Michael Chow (周英华; pinyin: Zhōu Yīnghuá) (born 1939), an international restaurateur, interior designer, and part time actor.
Before opening his eponymous restaurant chain, he and his business partner Robin Sutherland opened an hair salon "Smith and Hawes", in London's Sloane Avenue, which they later sold to the famous hairdresser Leonard of Grosvenor Square, when it became Leonard and Twiggy. They then opened Mr. Chow, a Chinese restaurant, in 1968. Michael Chow’s concept was for a restaurant to offer Chinese food – but served by Italian waiters, and with a menu the British could understand: "I wanted Chinese culture to have respectability and acceptance,” Chow says in an interview. Sutherland backed the idea, raised the money and housed the six chefs hired from Hong Kong. Mr Chow, designed in cool green floor tiles and white walls, opened in Knightsbridge in February 1969, serving Pekinese cuisine at a time when most Chinese food in Britain was of the cheaper Cantonese variety. Mr Chow was a hit and survives to this day. Sutherland and Chow bought art by Allen Jones, Patrick Caulfield, David Hockney, Peter Blake and Jim Dine for the walls, which became as celebrated as the food.

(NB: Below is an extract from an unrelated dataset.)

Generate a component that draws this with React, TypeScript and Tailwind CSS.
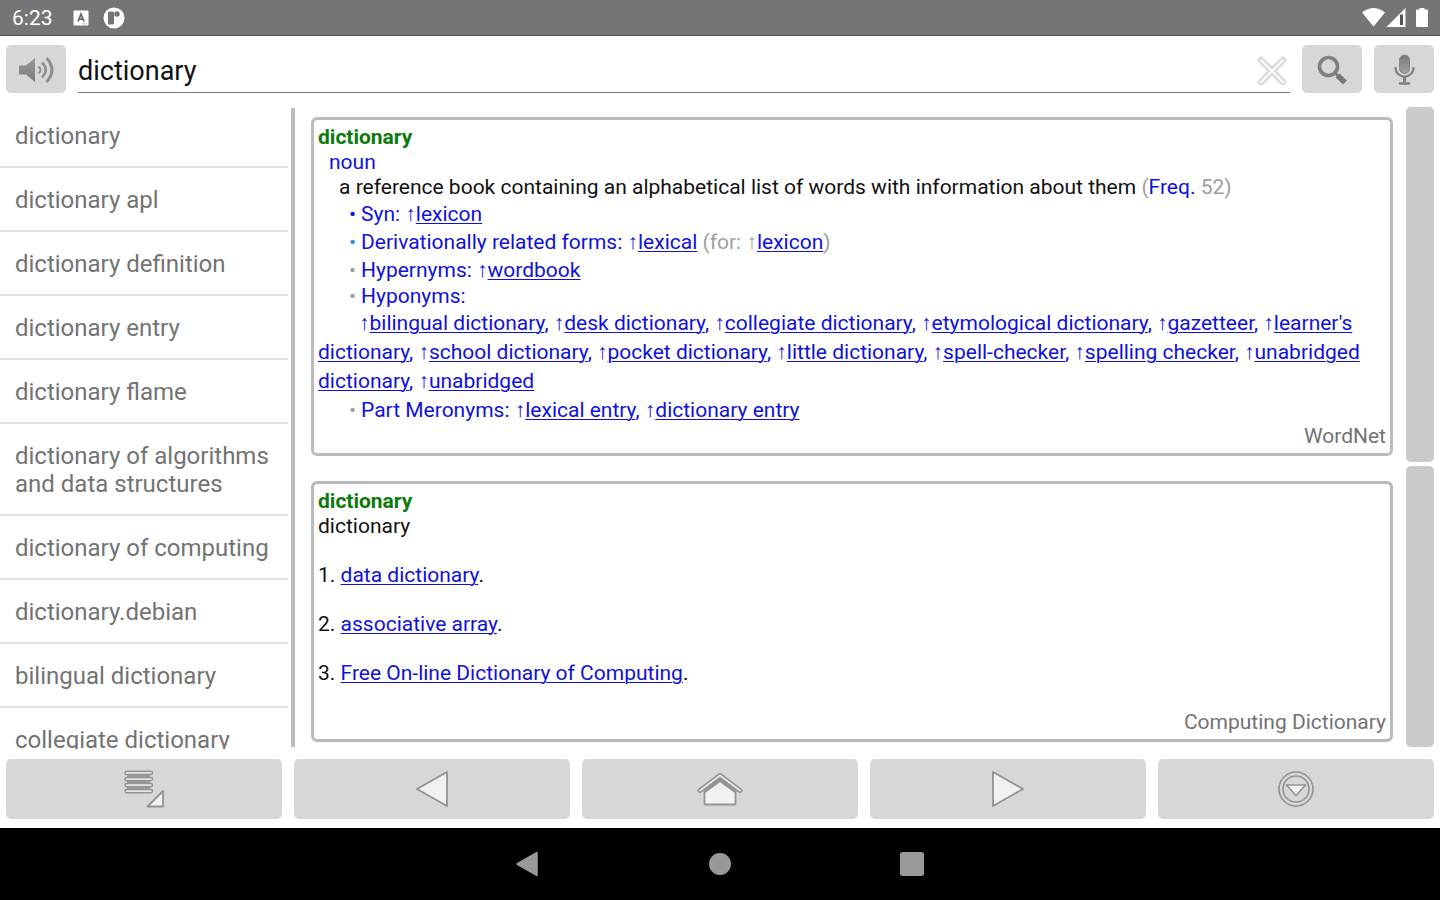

The partners opened three other Mr Chow restaurants in London before Michael Chow bought Sutherland out and set off to conquer New York.
His restaurant chain 'MR. CHOW' has expanded to places such as London, Las Vegas, Miami, New York and Beverly Hills, California (EUROCHOW).
His wife, Eva Chun, is the niece of famous Korean singer Patty Kim, who is considered the Barbra Streisand of South Korea.